General Goods Vendor

  • Sells: Rations, torches, basic potions, rope, lockpicks, ammunition, healer’s kits
  • Prices are fixed and do not fluctuate
  • Always available

Equipment Vendor

  • Sells: Common-quality weapons and armor
  • Rotating stock of uncommon items (refreshes daily)
  • Prices are fixed

Specialty Vendors (Unlocked by Progression)

  • Alchemist: Sells potion recipes and rare reagents (limited stock, refreshes weekly)
  • Blacksmith: Sells gear upgrade and enhancement services
  • Enchanter: Sells enchanting materials and basic enchantments
  • Exotic Trader: Appears randomly with unusual items (rare recipes, unique consumables, cosmetics for gold)

Vendor Buy Prices

  • Vendors buy items at 50% of their sell price (base)
  • Merchant background: 60%
  • High faction reputation with Merchant Consortium: up to 70%
  • This makes the marketplace almost always a better option for valuable items, driving player-to-player trade

Trading Between Players

Marketplace (Primary)

  • The auction house is the primary trading mechanism
  • Anonymous — buyers and sellers don’t know each other
  • Safe — no scam risk

Mail System

  • Players can mail items and gold to specific players
  • Gold transfer fee: 5% (gold sink)
  • Item mail: Free, but items are held for 1 hour before delivery (prevents impulse scam trades)
  • Mail between characters on the same account uses the same system

No Direct Trade

  • There is no direct trade window between players
  • All trades go through the marketplace or mail
  • This prevents social engineering scams (“put your item up first, I promise I’ll pay”)
  • It also ensures all trades are taxed appropriately

Real-Money Purchases and the Economy

See 14-monetization.md for the full monetization model.

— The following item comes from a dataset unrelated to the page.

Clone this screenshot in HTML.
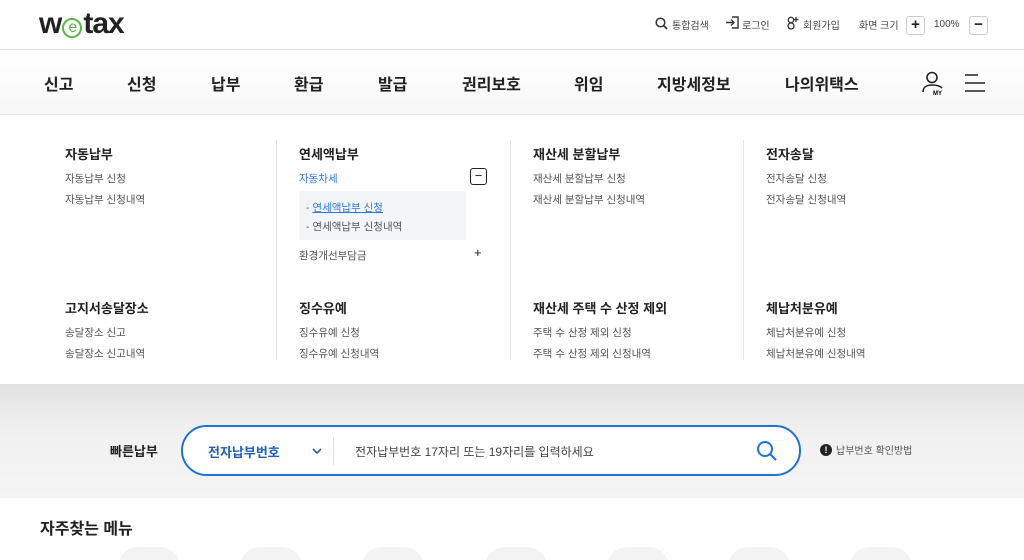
<!DOCTYPE html>
<html><head><meta charset="utf-8"><style>
*{margin:0;padding:0;box-sizing:border-box}
html,body{width:1024px;height:560px;overflow:hidden}
body{background:#fff;font-family:"Liberation Sans","Noto Sans CJK KR",sans-serif;color:#222;position:relative}
.a{position:absolute;white-space:nowrap}
.top{position:absolute;left:0;top:0;width:1024px;height:50px;border-bottom:1px solid #e3e3e3;background:#fff}
.nav{position:absolute;left:0;top:51px;width:1024px;height:64px;background:linear-gradient(#fff,#f7f7f7);border-bottom:1px solid #e3e3e3}
.nav span{position:absolute;top:20px;font-size:16px;font-weight:bold;color:#222}
.util{font-size:10px;color:#444;top:17px}
.panel{position:absolute;left:0;top:116px;width:1024px;height:268px;background:#fff}
.h{font-size:13px;font-weight:bold;color:#222}
.i{font-size:10.5px;color:#555}
.vl{position:absolute;width:1px;background:#e6e6e6}
.gray{position:absolute;left:0;top:384px;width:1024px;height:114px;background:linear-gradient(#e2e2e2,#f0f0f0 40%,#f5f5f5)}
.circ{position:absolute;top:547px;width:62px;height:40px;border-radius:30px;background:#f3f3f3}
</style></head><body>
<div class="top">
 <div class="a" style="left:39px;top:9px;font-size:30px;font-weight:bold;color:#222;letter-spacing:-1px;line-height:30px">w<span style="display:inline-block;width:20px;height:20px;border:2px solid #5ab946;border-radius:50%;color:#5ab946;font-size:16px;line-height:15px;text-align:center;vertical-align:1px;font-weight:normal;margin:0 1px">e</span>tax</div>
 <svg class="a" style="left:655px;top:17px" width="13" height="13" viewBox="0 0 13 13"><circle cx="5.5" cy="5.5" r="4.3" fill="none" stroke="#333" stroke-width="1.5"/><path d="M8.6 8.6L12 12" stroke="#333" stroke-width="1.6"/></svg>
 <div class="a util" style="left:672px">통합검색</div>
 <svg class="a" style="left:725px;top:16px" width="15" height="13" viewBox="0 0 15 13"><path d="M7 1h6v11H7M1 6.5h8M6 3.5l3 3-3 3" fill="none" stroke="#333" stroke-width="1.4"/></svg>
 <div class="a util" style="left:742px">로그인</div>
 <svg class="a" style="left:786px;top:16px" width="14" height="14" viewBox="0 0 14 14"><circle cx="5" cy="4" r="2.7" fill="none" stroke="#333" stroke-width="1.3"/><circle cx="5" cy="10" r="3" fill="none" stroke="#333" stroke-width="1.3"/><path d="M10 1v5M7.5 3.5h5" stroke="#333" stroke-width="1.3"/></svg>
 <div class="a util" style="left:803px">회원가입</div>
 <div class="a util" style="left:859px">화면 크기</div>
 <div class="a" style="left:906px;top:16px;width:19px;height:19px;border:1px solid #ccc;border-radius:3px;font-size:15px;line-height:16px;text-align:center;font-weight:bold">+</div>
 <div class="a util" style="left:934px;top:19px">100%</div>
 <div class="a" style="left:969px;top:16px;width:19px;height:19px;border:1px solid #ccc;border-radius:3px;font-size:15px;line-height:16px;text-align:center;font-weight:bold">−</div>
</div>
<div class="nav">
 <span style="left:44px">신고</span><span style="left:127px">신청</span><span style="left:211px">납부</span><span style="left:294px">환급</span><span style="left:378px">발급</span><span style="left:462px">권리보호</span><span style="left:574px">위임</span><span style="left:657px">지방세정보</span><span style="left:785px">나의위택스</span>
 <svg class="a" style="left:920px;top:20px" width="26" height="26" viewBox="0 0 26 26"><circle cx="12" cy="6.5" r="5" fill="none" stroke="#222" stroke-width="1.6"/><path d="M3 21c0-5 4-7 9-7s8 1 10 3" fill="none" stroke="#222" stroke-width="1.6"/><text x="13" y="24" font-size="6" font-weight="bold" font-family="Liberation Sans">MY</text></svg>
 <svg class="a" style="left:964px;top:22px" width="22" height="20" viewBox="0 0 22 20"><path d="M1 2h13M1 10h20M1 18h20" stroke="#222" stroke-width="1.6"/></svg>
</div>
<div class="panel">
 <div class="vl" style="left:276px;top:24px;height:220px"></div>
 <div class="vl" style="left:510px;top:24px;height:220px"></div>
 <div class="vl" style="left:743px;top:24px;height:220px"></div>
 <div class="a h" style="left:65px;top:28px">자동납부</div>
 <div class="a i" style="left:65px;top:55px">자동납부 신청</div>
 <div class="a i" style="left:65px;top:76px">자동납부 신청내역</div>
 <div class="a h" style="left:299px;top:28px">연세액납부</div>
 <div class="a i" style="left:299px;top:55px;color:#2a7be0">자동차세</div>
 <div class="a" style="left:470px;top:52px;width:17px;height:17px;border:1.5px solid #222;border-radius:3px;font-size:13px;line-height:13px;text-align:center">−</div>
 <div class="a" style="left:299px;top:75px;width:167px;height:49px;background:#f3f5f8"></div>
 <div class="a i" style="left:306px;top:84px;color:#2a7be0">- <u>연세액납부 신청</u></div>
 <div class="a i" style="left:306px;top:103px">- 연세액납부 신청내역</div>
 <div class="a i" style="left:299px;top:132px">환경개선부담금</div>
 <div class="a" style="left:474px;top:129px;font-size:13px">+</div>
 <div class="a h" style="left:533px;top:28px">재산세 분할납부</div>
 <div class="a i" style="left:533px;top:55px">재산세 분할납부 신청</div>
 <div class="a i" style="left:533px;top:76px">재산세 분할납부 신청내역</div>
 <div class="a h" style="left:766px;top:28px">전자송달</div>
 <div class="a i" style="left:766px;top:55px">전자송달 신청</div>
 <div class="a i" style="left:766px;top:76px">전자송달 신청내역</div>
 <div class="a h" style="left:65px;top:182px">고지서송달장소</div>
 <div class="a i" style="left:65px;top:209px">송달장소 신고</div>
 <div class="a i" style="left:65px;top:230px">송달장소 신고내역</div>
 <div class="a h" style="left:299px;top:182px">징수유예</div>
 <div class="a i" style="left:299px;top:209px">징수유예 신청</div>
 <div class="a i" style="left:299px;top:230px">징수유예 신청내역</div>
 <div class="a h" style="left:533px;top:182px">재산세 주택 수 산정 제외</div>
 <div class="a i" style="left:533px;top:209px">주택 수 산정 제외 신청</div>
 <div class="a i" style="left:533px;top:230px">주택 수 산정 제외 신청내역</div>
 <div class="a h" style="left:766px;top:182px">체납처분유예</div>
 <div class="a i" style="left:766px;top:209px">체납처분유예 신청</div>
 <div class="a i" style="left:766px;top:230px">체납처분유예 신청내역</div>
</div>
<div class="gray">
 <div class="a" style="left:110px;top:57px;font-size:13px;font-weight:bold;color:#222">빠른납부</div>
 <div class="a" style="left:181px;top:41px;width:620px;height:51px;border:2px solid #1f73d6;border-radius:26px;background:#fff">
  <div class="a" style="left:25px;top:15px;font-size:13px;font-weight:bold;color:#1f5fb8">전자납부번호</div>
  <svg class="a" style="left:128px;top:19px" width="12" height="10" viewBox="0 0 12 10"><path d="M2 3l4 4 4-4" fill="none" stroke="#1f5fb8" stroke-width="1.6"/></svg>
  <div class="a" style="left:150px;top:10px;width:1px;height:28px;background:#e3e3e3"></div>
  <div class="a" style="left:172px;top:16px;font-size:12px;color:#444">전자납부번호 17자리 또는 19자리를 입력하세요</div>
  <svg class="a" style="left:573px;top:13px" width="22" height="22" viewBox="0 0 22 22"><circle cx="9" cy="9" r="7" fill="none" stroke="#1f73d6" stroke-width="2"/><path d="M14 14l6 6" stroke="#1f73d6" stroke-width="2"/></svg>
 </div>
 <div class="a" style="left:820px;top:60px;width:12px;height:12px;border-radius:50%;background:#222;color:#fff;font-size:9px;line-height:12px;text-align:center;font-weight:bold">!</div>
 <div class="a" style="left:836px;top:58px;font-size:10px;color:#555">납부번호 확인방법</div>
</div>
<div class="a" style="left:40px;top:515px;font-size:16px;font-weight:bold;color:#222">자주찾는 메뉴</div>
<div class="circ" style="left:118px"></div><div class="circ" style="left:240px"></div><div class="circ" style="left:362px"></div><div class="circ" style="left:485px"></div><div class="circ" style="left:607px"></div><div class="circ" style="left:728px"></div><div class="circ" style="left:850px"></div>
</body></html>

Key points relevant to the economy:

  • There is no premium currency. No gems, no crystals, no tokens. All purchases are in real dollars at transparent prices.
  • Nothing that affects combat stats is sold for real money. No gear, no XP, no gold, no loot boosts.
  • Patron subscribers get 50% faster crafting and dungeon runs — this means subscribers generate materials and loot at a faster rate, which increases marketplace supply. This is healthy for the economy (more supply = lower prices = better for free players).
  • Permanent purchases (character slots, storage, marketplace listing slots) are small one-time buys that don’t distort the economy.

Economic Health Indicators

The game should track and monitor:

  • Median gold by level bracket — Are new players too poor? Are endgame players hoarding?
  • Marketplace transaction volume — Is the market healthy and active?
  • Average item prices over time — Is inflation occurring?
  • Gold faucet/sink ratio — Is more gold entering or leaving the system?
  • Subscriber vs. free player economic participation — Are subscribers dominating the marketplace unfairly?

These metrics inform tuning decisions — adjusting drop rates, vendor prices, tax rates, and gold rewards to keep the economy balanced.